What is being asked:
Identify every line containing the word "components" and reproduce each one.

--- Begin Recorded information ---

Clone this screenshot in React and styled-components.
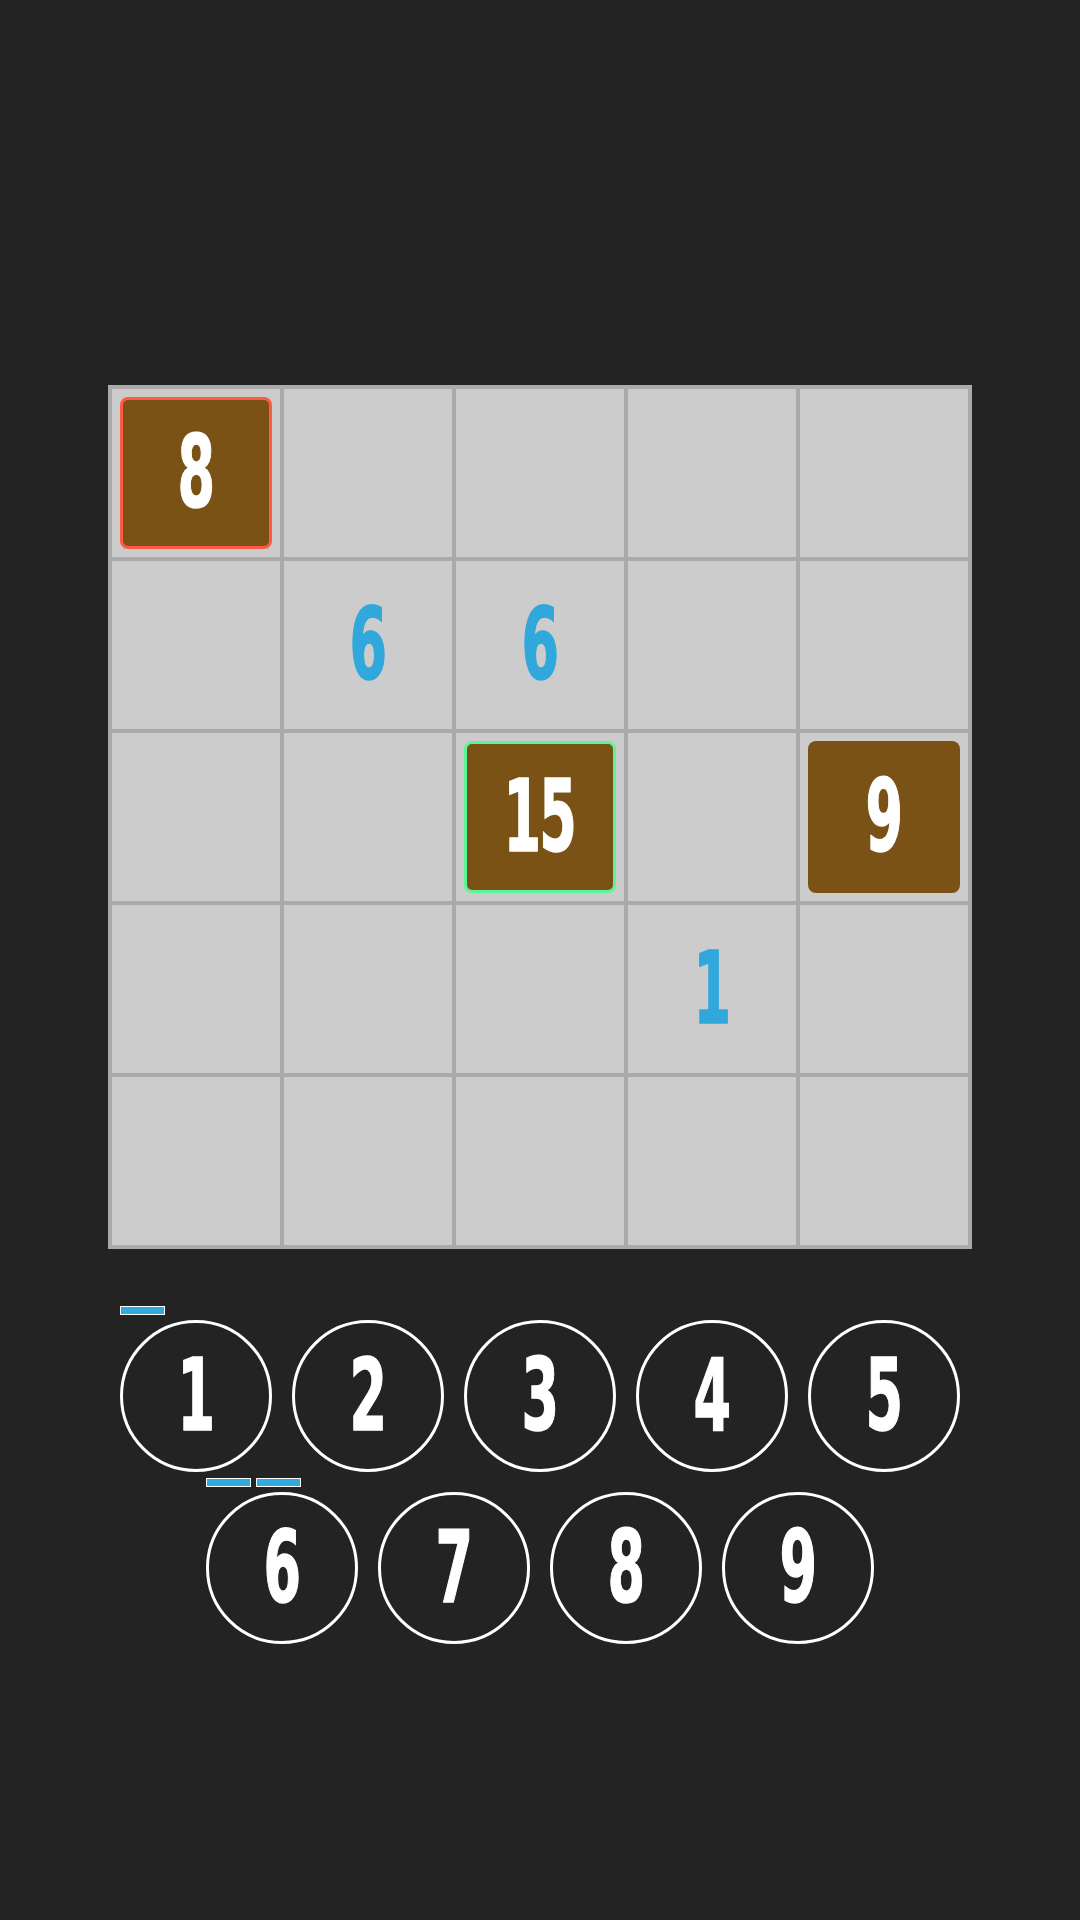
import React from 'react'
import styled, { createGlobalStyle } from 'styled-components'

const GlobalStyle = createGlobalStyle`
  html, body {
    margin: 0;
    padding: 0;
    background: #232323;
  }
  body {
    width: 1080px;
    min-height: 1920px;
    font-family: "DejaVu Sans Condensed", "Liberation Sans", sans-serif;
  }
`

// board: null = empty, {v, tile, ring} for placed numbers, {v} for pencil hints
const board = [
  [{ v: 8, tile: true, ring: '#ff5a45' }, null, null, null, null],
  [null, { v: 6 }, { v: 6 }, null, null],
  [null, null, { v: 15, tile: true, ring: '#5cf598' }, null, { v: 9, tile: true }],
  [null, null, null, { v: 1 }, null],
  [null, null, null, null, null],
]

const keys = [
  [{ n: 1, bars: 1 }, { n: 2 }, { n: 3 }, { n: 4 }, { n: 5 }],
  [{ n: 6, bars: 2 }, { n: 7 }, { n: 8 }, { n: 9 }],
]

function App() {
  return (
    <Page>
      <GlobalStyle />
      <Board>
        {board.map((row, r) =>
          row.map((cell, c) => (
            <Cell key={r + '-' + c}>
              {cell && cell.tile && (
                <Tile $ring={cell.ring}>
                  <Digit>{cell.v}</Digit>
                </Tile>
              )}
              {cell && !cell.tile && <Digit $blue>{cell.v}</Digit>}
            </Cell>
          ))
        )}
      </Board>
      <Keypad>
        {keys.map((row, i) => (
          <KeyRow key={i}>
            {row.map((k) => (
              <Key key={k.n}>
                <Bars>
                  {Array.from({ length: k.bars || 0 }).map((_, j) => (
                    <Bar key={j} />
                  ))}
                </Bars>
                <Circle>
                  <Digit>{k.n}</Digit>
                </Circle>
              </Key>
            ))}
          </KeyRow>
        ))}
      </Keypad>
    </Page>
  )
}

export default App

const Page = styled.div`
  display: flex;
  flex-direction: column;
  align-items: center;
  padding-top: 385px;
`
const Board = styled.div`
  display: grid;
  grid-template-columns: repeat(5, 172px);
  grid-auto-rows: 172px;
  border: 2px solid #aaaaaa;
  background: #cccccc;
`
const Cell = styled.div`
  box-sizing: border-box;
  border: 2px solid #aaaaaa;
  display: flex;
  align-items: center;
  justify-content: center;
`
const Tile = styled.div`
  box-sizing: border-box;
  width: 152px;
  height: 152px;
  border-radius: 8px;
  background: #7a5215;
  border: ${(p) => (p.$ring ? `3px solid ${p.$ring}` : 'none')};
  display: flex;
  align-items: center;
  justify-content: center;
`
const Digit = styled.span`
  display: inline-block;
  font-family: "DejaVu Sans Condensed", "Liberation Sans", sans-serif;
  font-weight: 700;
  font-size: 100px;
  line-height: 1;
  letter-spacing: -3px;
  padding-right: 3px;
  color: ${(p) => (p.$blue ? '#30a8dc' : '#ffffff')};
  -webkit-text-stroke: 1.5px ${(p) => (p.$blue ? '#30a8dc' : '#ffffff')};
  transform: scaleX(0.6);
`
const Keypad = styled.div`
  margin-top: 57px;
  display: flex;
  flex-direction: column;
  align-items: center;
  gap: 6px;
`
const KeyRow = styled.div`
  display: flex;
  justify-content: center;
`
const Key = styled.div`
  width: 172px;
  box-sizing: border-box;
  padding: 0 10px;
  display: flex;
  flex-direction: column;
  gap: 5px;
`
const Bars = styled.div`
  display: flex;
  gap: 5px;
  height: 9px;
`
const Bar = styled.div`
  box-sizing: border-box;
  width: 45px;
  height: 9px;
  background: #33aadd;
  border: 1px solid #ffffff;
`
const Circle = styled.div`
  box-sizing: border-box;
  width: 152px;
  height: 152px;
  border-radius: 50%;
  border: 3px solid #ffffff;
  display: flex;
  align-items: center;
  justify-content: center;
`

--- End Recorded information ---

Full answer:
Clone this screenshot in React and styled-components.
import styled, { createGlobalStyle } from 'styled-components'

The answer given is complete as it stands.